As folks like Ben Thompson have been arguing for a long time, the Internet transformed the media landscape by dropping the cost of distributing information to essentially zero. Newspapers could have pressed hard on paywalls from the beginning of the move online, and perhaps norms would have evolved such that a greater portion of typical Internet users would be more willing to pay for access to content.
But eventually, with the low cost of spinning up web pages and sharing text and links, those with lower willingness to pay would collaboratively poke holes through those walls. Opinionated readers, wanting to share responses to particular bits of text to friends, family, or anyone else who would listen, would take chunks of content here and there and re-purpose it to their own ends. Once sharing begins, people are going to select for the sources who put out content that aligns with their interests or worldview. Even in an alternative history where Facebook, Twitter, and YouTube somehow don’t achieve network effect-driven monopolies by aggregating demand (user attention) and instead we’re all split among platforms like Friendster and Orkut, we’d be seeing a lot of the same transformative effects from social media enabled on the Internet as we do with the platforms we’ve actually got.
Is bad content shared widely on these platforms? Unfortunately, yes. Could the companies who build and maintain these platforms do more to limit the reach of radicalizing or degrading hate speech? Absolutely. Would it be a good thing for the world if Mark Zuckerberg or Jack Dorsey said, “You know, what? You’re right. This was a mistake. Shut the whole thing down. Someone else should start over.” I don’t know.
No company, product, or service is entitled to exist. But if we’re seriously looking at busting out the Corporate Banhammer for platforms that impact billions of people around the world, we should look at the pros and cons of the existence with unclouded eyes.
Given the role of judge, jury, and executioner in the case of We The People vs The Platforms, I’d want the equally fantastic ability to have complete information on the following:
The ad targeting capabilities of Facebook in particular lend themselves to pinging niches with specific messaging. To what extent did this impact votes cast in the election? To what extent did this capability allow first-time politicians the opportunity to present policies aligned with the interests of target constituents such that voters ended up with a more representative outcome than they would under a media regime dominated by traditional media gatekeepers?
The incentives and interfaces of platforms tend to amplify extreme ideas. The increased prevalence of extreme ideas from “the other side” of any given issue tends to increase revulsion for that other side’s perspectives by making them seem like the norm among that group, sowing further division. Outside the realm of two-party politics (a big thing to dismiss as more of our reality gets sucked into the political realm), to what extent have these platforms brought people together around socially-healthy concepts and mutual support? How do we measure the upside of young people organizing for the future, the oppressed joining forces against entrenched structural racism and misogyny? Of silly recreational clubs for organizing bowling outings, bridge game nights, and flying drones with some other dorks of the same stripe at the park? This touches one of the oldest criticisms of Old Media: it never has an incentive to highlight the good happening in the world, and I can’t imagine it’s any better on this front when discussing the existential threat of social media.
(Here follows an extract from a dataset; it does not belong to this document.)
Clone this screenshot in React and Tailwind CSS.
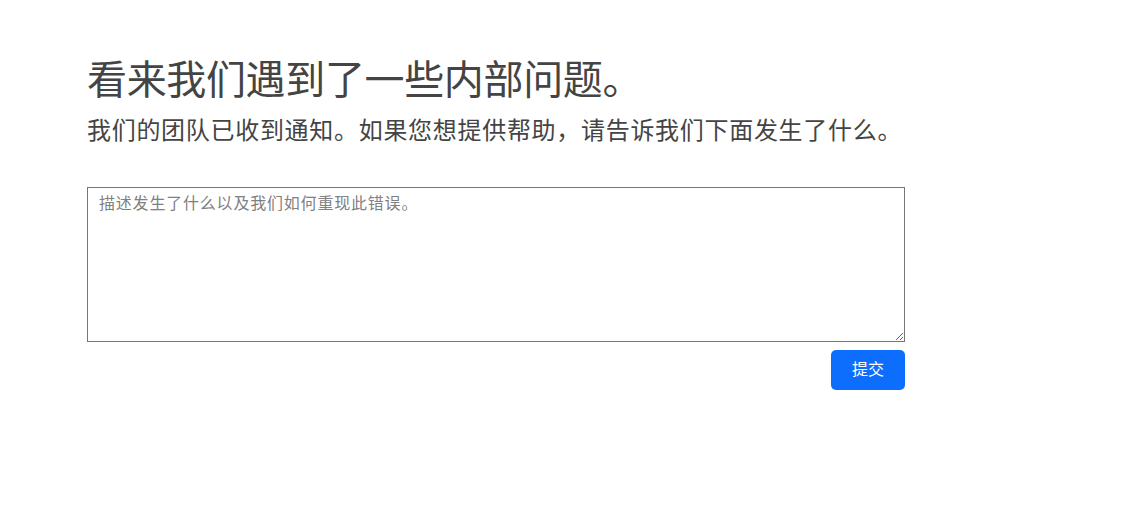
export default function App() {
  return (
    <div className="min-h-screen bg-white font-['Liberation_Sans','Noto_Sans_CJK_SC',sans-serif] text-[#444]">
      <div className="pl-[87px] pt-[56px] w-[905px]">
        <h1 className="text-[40px] leading-[48px] font-normal tracking-[-0.35px]">看来我们遇到了一些内部问题。</h1>
        <h2 className="mt-[12px] text-[24px] leading-[29px] font-normal tracking-[0.7px]">
          我们的团队已收到通知。如果您想提供帮助，请告诉我们下面发生了什么。
        </h2>
        <div className="mt-[42px] flex flex-col">
          <textarea
            placeholder="描述发生了什么以及我们如何重现此错误。"
            className="w-[818px] h-[155px] border border-[#767676] px-[11px] pt-[4px] pb-[6px] text-[16px] leading-[24px] tracking-[0.8px] text-[#333] placeholder:text-[#808080] outline-none resize-y"
          />
          <div className="mt-[8px] flex justify-end">
            <button className="w-[74px] h-[40px] rounded-[5px] bg-[#0d6efd] text-white text-[16px] leading-[24px]">
              提交
            </button>
          </div>
        </div>
      </div>
    </div>
  );
}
Anti-vax media is tragic when it impacts individual children unable to argue on their own behalf for proper preventative healthcare. At scale, it certainly feels like it’s causing something of a self-inflicted epidemic. But I’d really like to see how these platforms net out on informing vs misinforming the masses at large. My gut tells me that people are underweighting the value of exposure to concepts, ideas, and perspectives that would never be conveyed by the limited printed media consumption and 6 hours a day of TV that most people filled their time with minus the Internet. I’m entirely willing to admit that this might be the naive blindspot of a curious person who’d learn no matter what media paradigm I grew up with.
One of the most prevalent cognitive biases we see today is to believe that those on your side of an argument are thoughtful, rational, and incorporating all the right perspectives while assuming that the other side is actively dismissive of relevant information. I don’t want to fall prey to that bias. But the impression I get from those who want to pull a Ripley on the biggest social platforms is that they have become so set on particular outcomes that they’re willing to burn it all down, no matter the benefits we accrue along with the massive social costs they rightly identify.